Cependant, la crise financière et économique et la dégradation des conditions de vie (chute du cours de la monnaie, absence d’accord avec le Fonds Monétaire International, coupures d’électricité quotidiennes, eau rationnée dans plusieurs régions, explosion des prix des carburants), et le risque de colère populaire pouvant en découler, imposeront probablement un compromis aux partis traditionnels qui, avant tout, ont pour objectif de rester en place. Quant aux élus issus de la société civile, ils pourront au mieux jouer les rôle de médiateur ou d’arbitre. S’ils ne sont pas éliminés, marginalisés ou récupérés par le système…



Le système confessionnel

La Constitution libanaise prévoit que les 18 communautés religieuses reconnues par l’État doivent être représentées équitablement au sein des principales instances politiques.

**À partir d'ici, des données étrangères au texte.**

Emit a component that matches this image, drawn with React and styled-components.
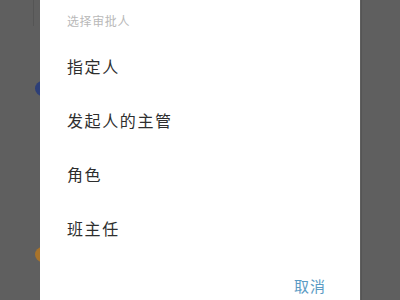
import React from "react";
import styled, { createGlobalStyle } from "styled-components";

const GlobalStyle = createGlobalStyle`
    html, body {
        margin: 0;
        padding: 0;
        background: #5f5f5f;
    }
    body {
        font-family: "Noto Sans CJK SC", "Noto Sans", sans-serif;
    }
`;

const Screen = styled.div`
    position: relative;
    width: 400px;
    height: 300px;
    overflow: hidden;
    background: #5f5f5f;
    display: flex;
    justify-content: center;
`;

const Avatar = styled.span`
    position: absolute;
    left: 35px;
    top: ${p => p.top}px;
    width: 15px;
    height: 15px;
    border-radius: 50%;
    background: ${p => p.color};
`;

const EdgeLine = styled.span`
    position: absolute;
    left: ${p => p.left}px;
    top: 0;
    width: 1px;
    height: ${p => p.height}px;
    background: #555;
`;

const Dialog = styled.div`
    position: relative;
    z-index: 1;
    width: 320px;
    height: 300px;
    background: #ffffff;
    display: flex;
    flex-direction: column;
    box-sizing: border-box;
    padding: 0 34px 0 27px;
`;

const Title = styled.div`
    height: 39px;
    padding-top: 12px;
    box-sizing: border-box;
    font-size: 12px;
    line-height: 18px;
    color: #b9b9b9;
    letter-spacing: 0.6px;
`;

const Option = styled.div`
    height: 54px;
    display: flex;
    align-items: center;
    font-size: 16px;
    color: #2e2e2e;
    letter-spacing: 1.6px;
`;

const Footer = styled.div`
    margin-top: auto;
    height: 23px;
    display: flex;
    justify-content: flex-end;
    align-items: flex-start;
`;

const CancelButton = styled.span`
    font-size: 15px;
    line-height: 18px;
    color: #5b9bc4;
    letter-spacing: 1px;
`;

const options = ["指定人", "发起人的主管", "角色", "班主任"];

export default function App() {
    return (
        <Screen>
            <GlobalStyle />
            <EdgeLine left={33} height={26} />
            <EdgeLine left={361} height={300} />
            <Avatar top={81} color="#2d3f78" />
            <Avatar top={247} color="#a8732a" />
            <Dialog>
                <Title>选择审批人</Title>
                {options.map(o => (
                    <Option key={o}>{o}</Option>
                ))}
                <Footer>
                    <CancelButton>取消</CancelButton>
                </Footer>
            </Dialog>
        </Screen>
    );
}
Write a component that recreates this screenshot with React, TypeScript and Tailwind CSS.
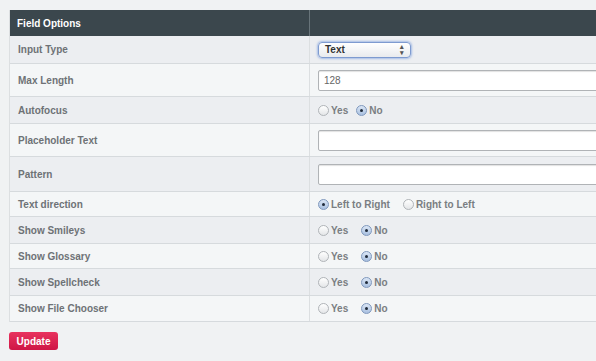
import React from 'react';

type Row =
  | { label: string; kind: 'select'; value: string }
  | { label: string; kind: 'input'; value?: string }
  | { label: string; kind: 'radio'; options: string[]; checked: number; gap?: string };

const rows: Row[] = [
  { label: 'Input Type', kind: 'select', value: 'Text' },
  { label: 'Max Length', kind: 'input', value: '128' },
  { label: 'Autofocus', kind: 'radio', options: ['Yes', 'No'], checked: 1, gap: 'gap-[8px]' },
  { label: 'Placeholder Text', kind: 'input' },
  { label: 'Pattern', kind: 'input' },
  { label: 'Text direction', kind: 'radio', options: ['Left to Right', 'Right to Left'], checked: 0 },
  { label: 'Show Smileys', kind: 'radio', options: ['Yes', 'No'], checked: 1 },
  { label: 'Show Glossary', kind: 'radio', options: ['Yes', 'No'], checked: 1 },
  { label: 'Show Spellcheck', kind: 'radio', options: ['Yes', 'No'], checked: 1 },
  { label: 'Show File Chooser', kind: 'radio', options: ['Yes', 'No'], checked: 1 },
];

const Radio = ({ on }: { on: boolean }) =>
  on ? (
    <span className="w-[11px] h-[11px] rounded-full border border-[#7f98bd] bg-gradient-to-b from-[#dbe6f5] to-[#a9c0e0] flex items-center justify-center">
      <span className="w-[3px] h-[3px] rounded-full bg-[#1f2a3a]" />
    </span>
  ) : (
    <span className="w-[11px] h-[11px] rounded-full border border-[#b0b4b8] bg-gradient-to-b from-[#ffffff] to-[#e4e6e8]" />
  );

const Cell = ({ row }: { row: Row }) => {
  if (row.kind === 'select') {
    return (
      <div className="w-[93px] h-[16px] rounded-[4px] border border-[#7e9bd0] shadow-[0_0_2px_1px_rgba(110,150,220,0.55)] bg-gradient-to-b from-[#ffffff] to-[#e9ebee] flex items-center justify-between pl-[6px] pr-[6px] text-[10px] font-bold text-[#333]">
        <span>{row.value}</span>
        <span className="text-[7px] leading-[6px] flex flex-col text-[#555]">
          <span>▴</span>
          <span>▾</span>
        </span>
      </div>
    );
  }
  if (row.kind === 'input') {
    return (
      <div className="w-[300px] h-[21px] rounded-[2px] border border-[#b0b3b6] shadow-[inset_0_1px_1px_rgba(0,0,0,0.12)] bg-white flex items-center pl-[5px] text-[10px] text-[#666]">
        {row.value}
      </div>
    );
  }
  return (
    <div className={`flex items-center ${row.gap ?? 'gap-[13px]'}`}>
      {row.options.map((opt, i) => (
        <span key={opt} className="flex items-center gap-[2px] font-bold text-[10px] text-[#7a7e82]">
          <Radio on={i === row.checked} />
          {opt}
        </span>
      ))}
    </div>
  );
};

const heights = ['h-[28px]', 'h-[33px]', 'h-[27px]', 'h-[33px]', 'h-[35px]', 'h-[25px]', 'h-[27px]', 'h-[25px]', 'h-[27px]', 'h-[26px]'];

export default function App() {
  return (
    <div className="w-[596px] h-[361px] overflow-hidden bg-[#f0f2f3] font-['Liberation_Sans',Arial,sans-serif]">
      <div className="pl-[9px] pt-[10px]">
        <div className="w-[620px] border-l border-[#dcdfe1]">
          <div className="flex h-[26px] bg-[#3b474d] text-white text-[10px] font-bold">
            <div className="w-[299px] pl-[7px] flex items-center">Field Options</div>
            <div className="flex-1 border-l border-[#68747a]" />
          </div>
          {rows.map((row, i) => (
            <div
              key={row.label}
              className={`flex ${heights[i]} border-b border-[#d6dadd] ${i % 2 === 0 ? 'bg-[#eceef1]' : 'bg-[#f4f6f7]'}`}
            >
              <div className="w-[299px] pl-[8px] flex items-center text-[10px] font-bold text-[#6e7276]">
                {row.label}
              </div>
              <div className="flex-1 border-l border-[#dcdfe1] pl-[8px] flex items-center">
                <Cell row={row} />
              </div>
            </div>
          ))}
        </div>
        <button className="mt-[10px] w-[49px] h-[18px] rounded-[3px] bg-gradient-to-b from-[#e8325e] to-[#cf1546] text-white text-[10px] font-bold flex items-center justify-center">
          Update
        </button>
      </div>
    </div>
  );
}
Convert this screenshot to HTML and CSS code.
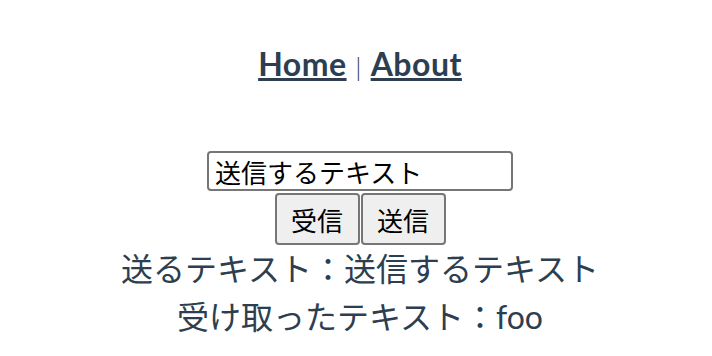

Le Parlement monocaméral compte 128 députés (64 chrétiens et 64 musulmans). Trois communautés monopolisent les plus importants mandats politiques : Chrétiens maronites (présidence de la République), Musulmans sunnites (Premier ministre), Musulmans chiites (présidence de la Chambre des députés). Ce système confessionnel qui induit un immobilisme politique est jugé, par de plus en plus de Libanais, comme la cause majeure du népotisme, de la corruption et des tensions communautaires qui divisent et gangrènent la société et rendent l’Etat faible et inefficace. Mais la peur du chaos et celle de réveiller la guerre civile qui a duré 15 ans, ainsi que la crainte que soient remis en cause des intérêts communautaires ou particuliers, contribuent fortement au statut quo.